Reference no: EM132033
Question 1: The lecture described how taxing income may change savings behavior. Suppose instead that the government taxed consumption.
To be specific, suppose we have a two-period model. An individual earns labor income Y0 =$100k at time zero, and earns no labor income at time 1. The individual may consume or save that income. Savings grow at rate r=.03. For every dollar of consumption, the individual pays the tax rate τ=.30 to the government.
a. Graph the two-period budget constraint for consumption. What is the slope? Is this tax distortionary?
b. The government modifies the consumption tax somewhat so that the first $20k of consumption in each period is tax free. Now graph the budget constraint.
Question 2: Claim: "The Mortgage Interest Tax Deduction is a regressive policy. A simpler, better policy that could achieve the same goals would be a home ownership tax credit that applies equally to all homeowners regardless of income or the value of the home." In a mini-essay (300 words) state whether you agree or disagree with that claim and explain your reasoning.
Question 3: In lecture, we assumed that when a homeowner borrows, the entire the value of a home would be borrowed. In fact, a borrower would need to put a "down payment" on the mortgage - a cash payment up front for part of the value of the home. An additional simplification of the lecture was to not take into account the fact that for a mortgage you pay the interest + some fraction of the principal. This is so at the end of the loan all the money borrowed will have been repaid. Take a look at the following mortgage calculator linked below to help answer the following.
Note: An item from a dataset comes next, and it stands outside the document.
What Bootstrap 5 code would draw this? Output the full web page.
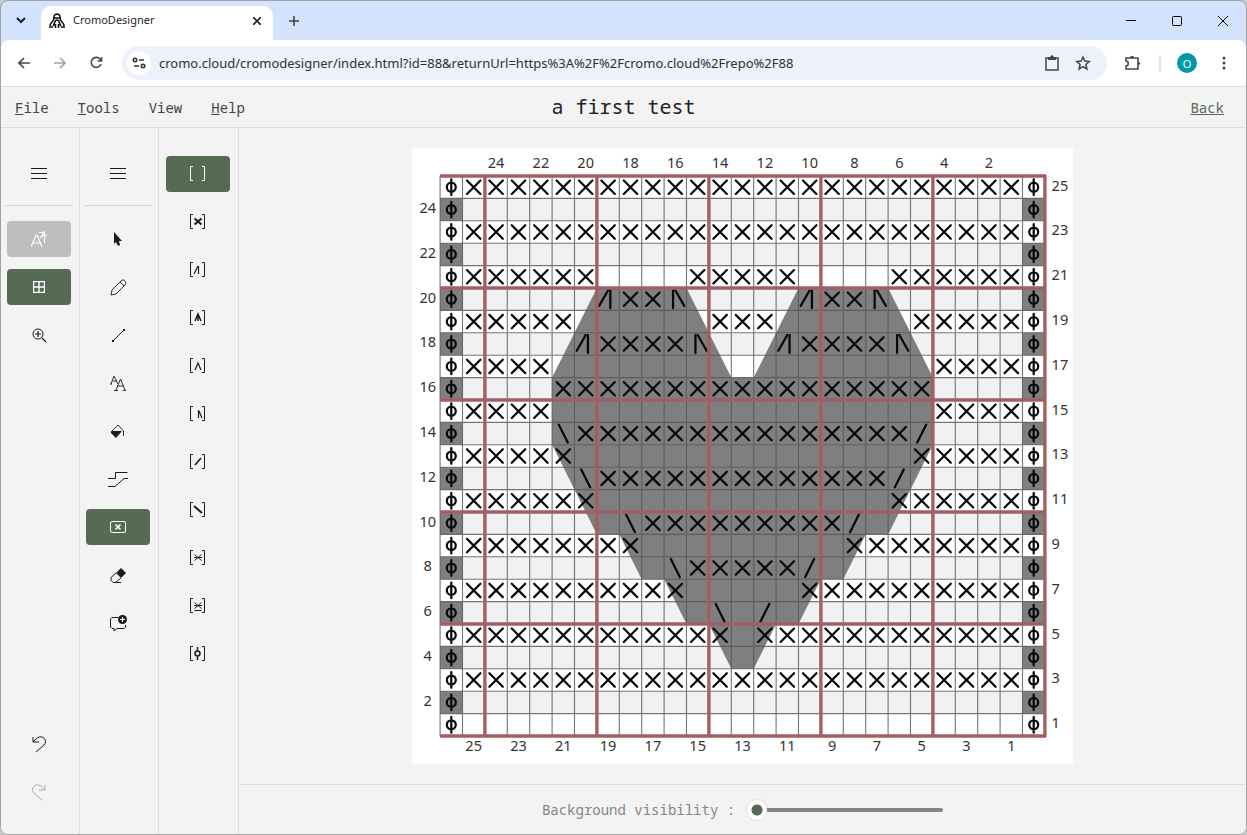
<!DOCTYPE html>
<html lang="en">
<head>
<meta charset="utf-8">
<meta name="viewport" content="width=device-width, initial-scale=1">
<title>CromoDesigner</title>
<link rel="stylesheet" href="https://cdn.jsdelivr.net/npm/bootstrap@5.3.0/dist/css/bootstrap.min.css">
<style>
:root { --panel: #f3f3f3; --rule: #dedede; --green: #566b54; --ink: #1b1b1b; --muted: #858585; }
body { height: 100vh; background: #c9c9c9; font-family: "Noto Sans Mono", "DejaVu Sans Mono", monospace; font-size: 14px; color: #3a3a3a; }
.browser { height: 100%; border: 1px solid #a2a2a2; border-radius: 8px; background: #d3e2fd; overflow: hidden; }
.browser-ui { font-family: "Noto Sans", "Open Sans", sans-serif; color: #1f1f1f; }
.tab-strip { height: 39px; padding-left: 6px; }
.tab-search { width: 28px; height: 28px; border-radius: 9px; background: #ebf2ff; }
.page-tab { width: 232px; height: 34px; border-radius: 10px 10px 0 0; background: #fff; font-size: 11px; margin: 5px 0 0 6px; padding: 0 8px 5px; }
.bare { background: none; border: 0; padding: 0; color: inherit; line-height: 1; display: inline-flex; align-items: center; justify-content: center; }
.win-btn { width: 46px; height: 38px; }
.nav-row { height: 47px; background: #fff; border-radius: 8px 8px 0 0; border-bottom: 1px solid var(--rule); padding: 0 13px 0 5px; }
.nav-icon { width: 36px; height: 34px; color: #474747; }
.address { height: 34px; border-radius: 17px; background: #ecf1fb; padding: 0 16px 0 5px; margin-left: 8px; }
.site-info { width: 24px; height: 24px; border-radius: 12px; background: #fff; }
.address input { font-size: 13px; line-height: 20px; color: #2e3036; border: 0; background: none; outline: 0; margin-left: 8px; padding: 0; }
.divider { width: 2px; height: 16px; background: #d3e2fd; }
.avatar { width: 20px; height: 20px; border-radius: 10px; background: #009aa6; color: #fff; font-size: 11px; }
.app { background: var(--panel); }
.menu-row { height: 41px; border-bottom: 1px solid var(--rule); }
.menu-row a { color: #444; text-decoration: none; }
.menus { gap: 29px; }
.menus a:first-child { margin-left: 14px; }
.menu-row .back { color: var(--green); text-decoration: underline; margin-right: 22px; }
.menu-row h1 { font-size: 20px; color: #222; }
.tool-col { width: 79px; border-right: 1px solid var(--rule); padding: 28px 6px 24px 4px; }
.tool-col hr { margin: 13px 0 15px; width: 100%; border-top: 1px solid #d4d4d4; opacity: 1; }
.stitch-col { width: 80px; }
.tool-stack { gap: 12px; }
.tool { width: 64px; height: 36px; border-radius: 4px; color: var(--ink); }
.tool.on { background: var(--green); color: #fff; }
.tool.off { background: #bebebe; color: #fff; }
.tool.dim { color: #aaa; }
.tool svg, .nav-icon svg { fill: none; stroke: currentColor; }
.work { padding: 20px; }
.sheet { background: #f4f4f4; }
.chart text { font-family: "Noto Sans", sans-serif; font-size: 13px; fill: #333; text-anchor: middle; }
.chart .side { text-anchor: start; }
.foot { height: 50px; border-top: 1px solid var(--rule); color: var(--muted); gap: 12px; }
.slider { appearance: none; width: 196px; height: 20px; background: none; margin: 0; }
.slider::-webkit-slider-runnable-track { height: 4px; border-radius: 2px; background: var(--muted); }
.slider::-webkit-slider-thumb { appearance: none; width: 20px; height: 20px; margin-top: -8px; border-radius: 10px; background: radial-gradient(circle, var(--green) 5px, #fff 6px); box-shadow: 0 0 2px #bbb; }
</style>
</head>
<body>
<div class="browser d-flex flex-column">
  <div class="browser-ui flex-shrink-0">
    <div class="tab-strip d-flex align-items-center">
      <button class="bare tab-search" aria-label="Search tabs"><svg width="10" height="7" fill="none" stroke="#0b1f4f" stroke-width="2"><path d="M1 1l4 4 4-4"/></svg></button>
      <div class="page-tab d-flex align-items-center">
        <svg width="16" height="16" viewBox="0 0 16 16" fill="none" stroke="#111" stroke-width="1.600"><path d="M5 4.500C4 0 12 0 11 4.500M4 5h8M5 5C5 9 1 9 1 13M11 5c0 4 4 4 4 8M8 7c-3 0-2 4-4 6M8 7c3 0 2 4 4 6M0 14h4M12 14h4M6.500 11v4M9.500 11v4"/></svg>
        <span class="flex-grow-1 ms-2">CromoDesigner</span>
        <button class="bare p-1" aria-label="Close tab"><svg width="8" height="8" stroke="#222" stroke-width="1.600"><path d="M0 0l8 8M8 0L0 8"/></svg></button>
      </div>
      <button class="bare ms-3" aria-label="New tab"><svg width="10" height="10" stroke="#444" stroke-width="1.600"><path d="M5 0v10M0 5h10"/></svg></button>
      <div class="ms-auto d-flex">
        <button class="bare win-btn" aria-label="Minimize"><svg width="10" height="10" stroke="#000"><path d="M0 4.500h10"/></svg></button>
        <button class="bare win-btn" aria-label="Maximize"><svg width="10" height="10" viewBox="0 0 20 20" fill="none" stroke="#000" stroke-width="2"><rect x="1" y="1" width="18" height="18" rx="2"/></svg></button>
        <button class="bare win-btn" aria-label="Close"><svg width="10" height="10" stroke="#000"><path d="M0 0l10 10M10 0L0 10"/></svg></button>
      </div>
    </div>
    <div class="nav-row d-flex align-items-center">
      <button class="bare nav-icon" aria-label="Back"><svg width="12" height="12" stroke-width="1.600"><path d="M12 6H1M6 1L1 6l5 5"/></svg></button>
      <button class="bare nav-icon" aria-label="Forward" disabled><svg width="12" height="12" stroke-width="1.600" opacity=".5"><path d="M0 6h11M6 1l5 5-5 5"/></svg></button>
      <button class="bare nav-icon" aria-label="Reload"><svg width="14" height="14" viewBox="0 0 14 14" stroke-width="1.600"><path d="M12 8a5 5 0 1 1-1-5l2 2M12.500 1v4H8.500"/></svg></button>
      <div class="address d-flex align-items-center flex-grow-1">
        <button class="bare site-info" aria-label="Site information"><svg width="14" height="12" viewBox="0 0 14 12" fill="none" stroke="#333" stroke-width="1.600"><circle cx="3" cy="3" r="1.700"/><path d="M7 3h5M2 9h5"/><circle cx="11" cy="9" r="1.700"/></svg></button>
        <input class="flex-grow-1" type="text" aria-label="Address" value="cromo.cloud/cromodesigner/index.html?id=88&amp;returnUrl=https%3A%2F%2Fcromo.cloud%2Frepo%2F88">
        <button class="bare ms-3" aria-label="Install"><svg width="14" height="16" viewBox="0 0 14 16" fill="none" stroke="#444" stroke-width="1.500"><path d="M1 3h12v12H1z"/><path d="M3 2h8v3H3z" fill="#444" stroke="none"/><circle cx="7" cy="2" r="1"/></svg></button>
        <button class="bare ms-3" aria-label="Bookmark"><svg width="16" height="16" viewBox="0 0 16 16" fill="none" stroke="#444" stroke-width="1.500"><path d="M8 2l1.800 4.100 4.400.4-3.300 3 1 4.400L8 11.600l-3.900 2.300 1-4.400-3.300-3 4.400-.4z"/></svg></button>
      </div>
      <button class="bare nav-icon ms-2" aria-label="Extensions"><svg width="16" height="16" viewBox="0 0 16 16" stroke-width="1.600"><path d="M1 3h12v11H1v-3c3 0 3-5 0-5z"/><path d="M5 3c0-3 4-3 4 0zM13 7c3 0 3 3 0 3z" fill="#474747" stroke="none"/></svg></button>
      <span class="divider mx-2"></span>
      <button class="bare avatar ms-2" aria-label="Profile">O</button>
      <button class="bare ms-3 me-1" aria-label="Menu"><svg width="16" height="14" fill="#444"><circle cx="11" cy="2" r="1.500"/><circle cx="11" cy="7" r="1.500"/><circle cx="11" cy="12" r="1.500"/></svg></button>
    </div>
  </div>

  <div class="app d-flex flex-column flex-grow-1 overflow-hidden">
    <header class="menu-row row g-0 align-items-center flex-shrink-0">
      <nav class="menus col d-flex"><a href="#"><u>F</u>ile</a><a href="#"><u>T</u>ools</a><a href="#">View</a><a href="#"><u>H</u>elp</a></nav>
      <h1 class="col-auto m-0 fw-normal">a first test</h1>
      <div class="col text-end"><a class="back" href="#">Back</a></div>
    </header>
    <div class="d-flex flex-grow-1 overflow-hidden">
      <aside class="tool-col d-flex flex-column align-items-center flex-shrink-0">
        <button class="bare tool" aria-label="Menu"><svg width="16" height="12"><path d="M0 .5h16M0 5.500h16M0 10.500h16"/></svg></button>
        <hr>
        <div class="tool-stack d-flex flex-column">
          <button class="bare tool off" aria-label="Text mode" disabled><svg width="16" height="17" viewBox="0 0 16 17"><path d="M0 16L5 4h1l5 12M2 12h7M8 1.500h4c1 3-1 4-3 5M13.500 0v12M13 4.500h3" stroke-width="1.200"/></svg></button>
          <button class="bare tool on" aria-label="Grid"><svg width="12" height="12"><path d="M.5.5h11v11H.5zM6 0v12M0 6h12" stroke-width="1.400"/></svg></button>
          <button class="bare tool" aria-label="Zoom in"><svg width="15" height="15"><circle cx="6" cy="6" r="5"/><path d="M10 10l4 4M6 3v6M3 6h6" stroke-width="1.200"/></svg></button>
        </div>
        <div class="tool-stack d-flex flex-column mt-auto">
          <button class="bare tool" aria-label="Undo"><svg width="14" height="17"><path d="M1 1v5h6M1 6l4-4c6-4 11 3 7 7l-8 7" /></svg></button>
          <button class="bare tool dim" aria-label="Redo" disabled><svg width="14" height="17"><path d="M13 1v5H7M13 6L9 2C3-2-2 5 2 9l8 7"/></svg></button>
        </div>
      </aside>
      <aside class="tool-col d-flex flex-column align-items-center flex-shrink-0">
        <button class="bare tool" aria-label="Drawing menu"><svg width="16" height="12"><path d="M0 .5h16M0 5.500h16M0 10.500h16"/></svg></button>
        <hr>
        <div class="tool-stack d-flex flex-column">
          <button class="bare tool" aria-label="Select"><svg width="8" height="15" viewBox="0 0 8 15"><path d="M0 0v12l2-2 2 4 2-1-1-4h3z" fill="currentColor" stroke="none"/></svg></button>
          <button class="bare tool" aria-label="Pencil"><svg width="17" height="17" viewBox="0 0 17 17"><path d="M1 16l1-5L11 2c3-3 6 1 4 4l-9 9zM10 3l4 4" stroke-width=".9"/></svg></button>
          <button class="bare tool" aria-label="Line"><svg width="13" height="13"><path d="M1 12L12 1"/><path d="M0 11h2v2H0zM11 0h2v2h-2z" fill="currentColor" stroke="none"/></svg></button>
          <button class="bare tool" aria-label="Text size"><svg width="16" height="16"><path d="M0 9h2M1 9L4 1l4 8M3 6h4M4 15.500h4M6 15L10.500 4 15 15M7 11h7M13 15.500h3" stroke-width=".9"/></svg></button>
          <button class="bare tool" aria-label="Fill"><svg width="14" height="13"><path d="M1 6l6-6 5.500 6v5" stroke-width=".9"/><path d="M0 6h11l-6 7-5-5z" fill="currentColor" stroke="none"/></svg></button>
          <button class="bare tool" aria-label="Path"><svg width="20" height="16"><path d="M0 7.500h7.500v-6h12M0 15.500h7l9-8h4"/></svg></button>
          <button class="bare tool on" aria-label="Stitch"><svg width="16" height="12"><rect x=".5" y=".5" width="15" height="11" rx="1.500"/><path d="M5.500 3.500l5 5M10.500 3.500l-5 5" stroke-width="1.600"/></svg></button>
          <button class="bare tool" aria-label="Eraser"><svg width="16" height="15"><path d="M6 5L1 9.500v3l2 2h8M6 14l5-4"/><path d="M11 0l5 5-5 5-5-5z" fill="currentColor" stroke="none"/></svg></button>
          <button class="bare tool" aria-label="Add comment"><svg width="17" height="17"><path d="M8 2.500H2l-1.500 1.500v8L2 13.500h2V16l3-2.500h7l1.500-1.500v-2"/><circle cx="12.500" cy="4.500" r="4.500" fill="currentColor" stroke="none"/><path d="M12.500 2v5M10 4.500h5" stroke="#fff" stroke-width="1.200"/></svg></button>
        </div>
      </aside>
      <aside class="tool-col stitch-col tool-stack d-flex flex-column align-items-center flex-shrink-0" id="stitches"></aside>
      <main class="d-flex flex-column flex-grow-1 overflow-hidden">
        <div class="work flex-grow-1 overflow-hidden">
          <div class="sheet h-100"><svg class="chart d-block w-100 h-100" id="chart" viewBox="0 0 590 550" role="img" aria-label="Stitch chart"></svg></div>
        </div>
        <div class="foot d-flex align-items-center justify-content-center flex-shrink-0">
          <label for="visibility">Background visibility :</label>
          <input class="slider" id="visibility" type="range" min="0" max="100" value="0">
        </div>
      </main>
    </div>
  </div>
</div>
<script src="https://cdn.jsdelivr.net/npm/bootstrap@5.3.0/dist/js/bootstrap.bundle.min.js"></script>
<script>
// Stitch palette: each glyph is drawn between square brackets
const palette = [
  ['Empty', ''],
  ['Cross', 'M4.500 4.500l7 6M11.500 4.500l-7 6', 2],
  ['Left decrease', 'M4 12l4-8M8.500 4v8', 1.2],
  ['Double decrease', 'M5 11l3-7 3 7M8 4v7', 1.5],
  ['Open decrease', 'M5 12l3-7 3 7', 1.2],
  ['Right decrease', 'M8.500 4v8M9 5l3 7', 1.2],
  ['Lean right', 'M5 11l6-7', 1.6],
  ['Lean left', 'M4 4l8 7', 2],
  ['Star', 'M4.500 4.500l7 6M11.500 4.500l-7 6M4 7.500h8', 1],
  ['Star bar', 'M4.500 4.500l7 6M11.500 4.500l-7 6M4 7.500h8M4.500 12.500h7', 1],
  ['Edge', 'M7.500 1v4M7.500 10v4M5 7.500a2.500 2.500 0 1 1 5 0a2.500 2.500 0 1 1-5 0', 1.5]
];
document.getElementById('stitches').innerHTML = palette.map(([name, d, w], i) =>
  `<button class="bare tool ${i ? '' : 'on'}" aria-label="${name}"><svg width="16" height="16"><path d="M3 .5H.5v14H3M12 .5h2.500v14H12"/><path d="${d}" stroke-width="${w || 1}"/></svg></button>`).join('');

// Rows 25 to 1, one character for each of the 25 stitches
const all = 'x'.repeat(25), none = ' '.repeat(25);
const rows = [
  all, none, all, none,
  'xxxxxx    xxxxx    xxxxxx',
  '      LxxR     LxxR      ',
  'xxxxx      xxx      xxxxx',
  '     LxxxxR   LxxxxR     ',
  'xxxx                 xxxx',
  '    xxxxxxxxxxxxxxxxx    ',
  'xxxx                 xxxx',
  '    bxxxxxxxxxxxxxxxs    ',
  'xxxxx               xxxxx',
  '     bxxxxxxxxxxxxxs     ',
  'xxxxxx             xxxxxx',
  '       bxxxxxxxxxs       ',
  'xxxxxxxx         xxxxxxxx',
  '         bxxxxxs         ',
  'xxxxxxxxxx     xxxxxxxxxx',
  '           b s           ',
  'xxxxxxxxxxxx xxxxxxxxxxxx',
  none, all, none, none
];
const shape = {
  x: 'M4 4l12 12M16 4L4 16', L: 'M2 16l8-14M12 2v16', R: 'M8 2v16M10 2l8 14',
  b: 'M6 2l8 16', s: 'M14 2L6 18', p: 'M10 3v14M6 10a4 4 0 1 1 8 0a4 4 0 1 1-8 0'
};
let out = '<rect width="590" height="550" fill="#fff"/><g transform="translate(25 25)">';
rows.forEach((r, i) => {
  if (i % 2) out += `<rect y="${i * 20}" width="540" height="20" fill="#f1f1f1"/><path d="M0 ${i * 20}h20v20H0zM520 ${i * 20}h20v20h-20z" fill="#7f7f7f"/>`;
});
out += '<path transform="scale(20)" fill="#7f7f7f" d="M7 5L5 9V12L7 16H8L9 18H10L11 20H12L13 22H14L15 20H16L17 18H18L19 16H20L22 12V9L20 5H16L14 9H13L11 5z"/>';
let grid = '', red = '';
for (let c = 0; c < 27; c++) grid += `M${c * 20} 0v500`;
for (let r = 0; r < 26; r++) grid += `M0 ${r * 20}h540`;
for (let c = 2; c < 28; c += 5) red += `M${c * 20} -1v502`;
for (let r = 0; r < 26; r += 5) red += `M0 ${r * 20}h541`;
out += `<path d="${grid}" stroke="#555" stroke-opacity=".8" fill="none"/>`;
rows.forEach((r, i) => [...('p' + r + 'p')].forEach((s, c) => {
  if (shape[s]) out += `<path transform="translate(${c * 20} ${i * 20})" d="${shape[s]}" fill="none" stroke="#080808" stroke-width="2" stroke-linecap="round"/>`;
}));
out += `<path d="${red}" stroke="#a35f5f" stroke-width="3" fill="none"/></g>`;
for (let n = 1; n < 26; n++) {
  const x = 555 - n * 20, y = 538 - n * 20;
  out += n % 2
    ? `<text x="${x}" y="538">${n}</text><text class="side" x="571" y="${y}">${n}</text>`
    : (`<text x="${x}" y="18">${n}</text><text x="14" y="${y}">${n}</text>`);
}
document.getElementById('chart').innerHTML = out;
</script>
</body>
</html>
The value of the property is $500k, the interest rate is 3% (approximately the correct interest rate as of this writing), and the length of the loan is 30 years (360 months). The marginal tax rate for the homeowner is 33%. Leave other values on the table at the default settings. Assume the individual has $500k cash on hand, and any of this money that remains after taking the mortgage/making mortgage payments is invested at the interest rate 3%. The value of the property also grows at rate 3% per year, and this growth is not taxed. This means that as the borrower repays the loan and starts building principal, the value of that principal goes up at the same rate as other investments. Finally, assume that the year's mortgage payment is paid to the bank from cash on hand at the START of the year. This turns out to be important if we want to make comparisons.
i. Suppose there is no MITD, and the homeowner borrows the full value of the property. For the first year:
a) How large is the annual mortgage payment? How much interest has been paid on the mortgage?
b) How much principal has been accumulated by the borrower? What is the value of the principal at the end of the year?
c) The amount of the annual mortgage payment from part a) was paid at the beginning of the year. That reduces the cash available to invest. How much cash gets invested? What is the pre-tax value of the cash investment at the end of the year? How much tax is owed on this investment? What is the after-tax value of the investment after one year?
d) Add up the values of all the investor's assets at the end of year one. How has this value changed over the year?
ii. Suppose there is a MITD, the homeowner borrows the full value of the property.
iii. Not surprisingly, you hopefully saw in ii that the deduction is a boon to the homebuyer. Now, suppose the buyer makes a down payment of 20%, or $100k. Assume the MITD is not available. She invests the remaining cash at 3%. Repeat a-d from part i. in this case.
iv. Once again, suppose the buyer makes a down payment of 20%. Assume the MITD is available.
v. Comment on/compare your results for the different cases.
Question 4. A corporation produces output with a market price of $200 per unit. The marginal product of capital is 1/(2K), where K is units of capital, with each unit assumed to cost $1. (So when we talk about capital in this problem, units and $ value are equivalent.) The life span of the capital is 5 years, implying the straight line depreciation rate δ=.2. The financing cost of capital is ρ=.05.
a. If depreciation and financing costs are not included in accounting costs, what is the optimal level of capital for the firm?
b. If the corporate tax is 35%, what is the optimal level of capital?
c. If depreciation at a rate δ=.2 is included in accounting costs, what is the optimal level of capital? [Hint: remember to calculate the present value of the deduction. Use .05 for the discount rate.]
d. For c., what is the effective corporate tax rate?
e. The firm is going to borrow the money for its capital purchases. The interest paid on the debt can be added to accounting costs. Suppose it turns out that the present value of this expense is .10 for every dollar of capital purchased. What is the optimal level of capital now?
f. For e., what is the effective corporate tax rate?